Vienna, Austria   /   Wed, May 20, 2020   /   10:00 am
Auschwitz renovation uncovers objects hidden by prisoners This picture taken in April 2020 and handed out by the National Fund of the Republic of Austria for Victims of National Socialism on May 19, 2020 shows objects that were found in Block 17 of the former Main Camp of the Auschwitz Nazi concentration camp in Oswiecim, Poland. - Numerous objects dating back to the time of the camp were found during the course of renovation and restoration work in preparation for a new Austrian exhibition. As the National Fund says, a chimney flue was uncovered on the ground floor while measures were being undertaken to preserve original masonry. Hidden objects came to light beneath it, including knives, forks, hooks, scissors, pieces of leather, cobbler's tools and parts of shoes. (STR/Nationalfonds/Kaczmarczyk/Marszalek/AFP/-)

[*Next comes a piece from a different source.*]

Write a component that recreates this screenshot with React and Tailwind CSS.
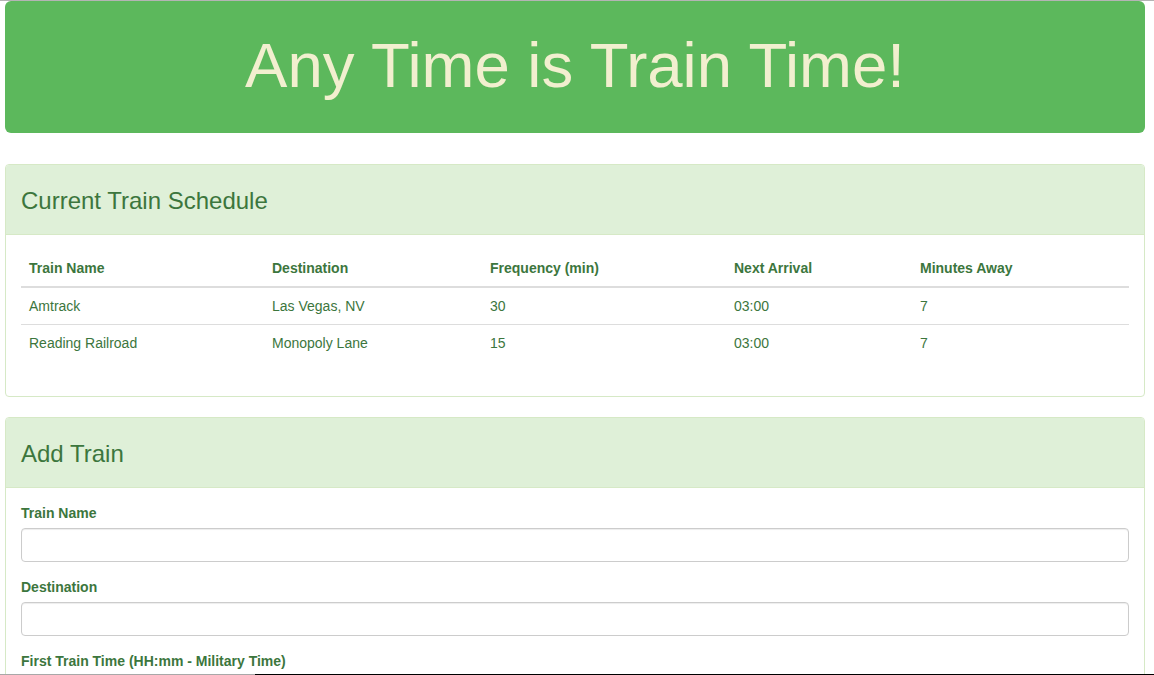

Renovation works at Auschwitz have turned up spoons, forks, cobbler's tools and other objects hidden beneath a chimney flue -- some that might have been used to plan escapes, a national fund said Tuesday.  

The objects, which also include knives, hooks, scissors, pieces of leather and parts of shoes, were found last month in block 17 of the main camp, Austria's National Fund for Victims of National Socialism said.

The fund commissioned the renovation and restoration works in the block at the former concentration camp in Poland in preparation for an exhibition.

"These utensils, kept out of sight of the SS guards, were perhaps used by shoemakers, or to prepare an escape or simply to be able to eat," fund secretary general Hannah Lessing told AFP on Tuesday.

The items were likely hidden in the chimney because block 17 was used to house manual workers. 

"It is no coincidence that a chimney was used as a hiding place in the very building where chimney sweeps were accommodated," the fund's structural consultant Johannes Hofmeister said, according to a press release from the fund. 

The objects are not expected to be on display at the exhibition, due to open in 2021, but instead have been handed over to the Auschwitz-Birkenau museum for conservation.

One million European Jews died at Auschwitz-Birkenau, which Nazi Germany set up in occupied Poland in 1940 and which became Europe's biggest death camp.

More than 100,000 others including non-Jewish Poles, Roma, Soviet prisoners of war and anti-Nazi resistance fighters also died there.

Items scattered around the camp and its surroundings continue to turn up periodically during works.